If I try to get into the flow state before 8pm, the results are pathetic. I am scrawling distracted half-thoughts in between to-do list tasks. It may be “writing” but it’s certainly not flow, because I’m thinking about the goings-on in the world and wondering what I’m missing. So now I don’t even think about writing until the sun has ceased taunting me through the window.
Make or break.
There is one factor that will decide the fate of your creative pursuits: whether you’re obsessed with the results, or in love with the process.
Of course you’re going to love the results of your creativity. They’re sexy and shiny.

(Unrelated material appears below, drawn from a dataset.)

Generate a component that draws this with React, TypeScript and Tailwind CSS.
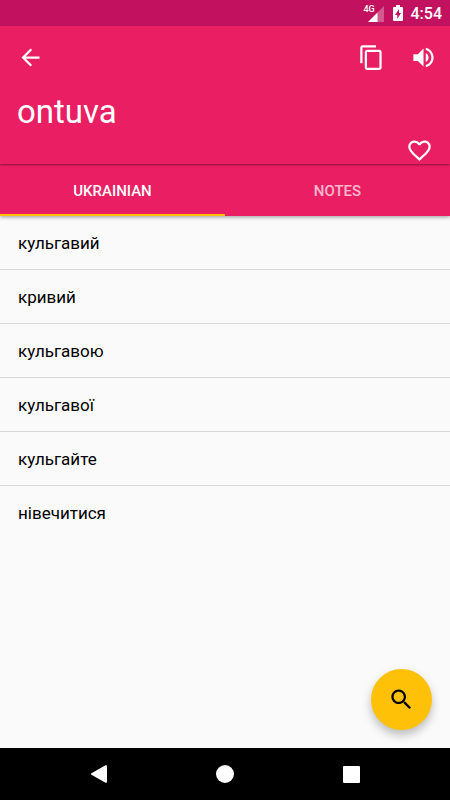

Holding my book HALF WILD in my hands was cool, but didn’t even compare to the feeling of the nights I stayed home to finish a chapter, writing into the wee hours with tears streaming down my face. (P.S. I just found a box of first editions and want to run a little Valentine’s Day clearance sale. Get your copy on Etsy and use code SUBSTACK to save. ❤️❤️❤️)
The more you fixate on the results - the finished book, the album, the mural, the hot body, the million dollar bank account - the more distance you create between your reality and your idealized outcome. As a result, your motivation oozes out of you like the air from a bouncy castle when the party is done.
So rather than attach to the illusion of the results, become obsessed with the process through which the results will naturally, probably imperceptibly, emerge. Then watch as you fall in love with the version of yourself that makes the space and time to create.
Because the pain of not creating will eat you alive. It will nag at you and make you feel like garbage, and you don’t deserve that. There is a part of you that is dying to bring something new into this world, and we deserve to see it. More importantly, we can’t wait to meet the version of you who shows up for yourself with consistency, commitment, and creativity. The joy of holding something you have created, even if it’s kind of janky, is totally worth it.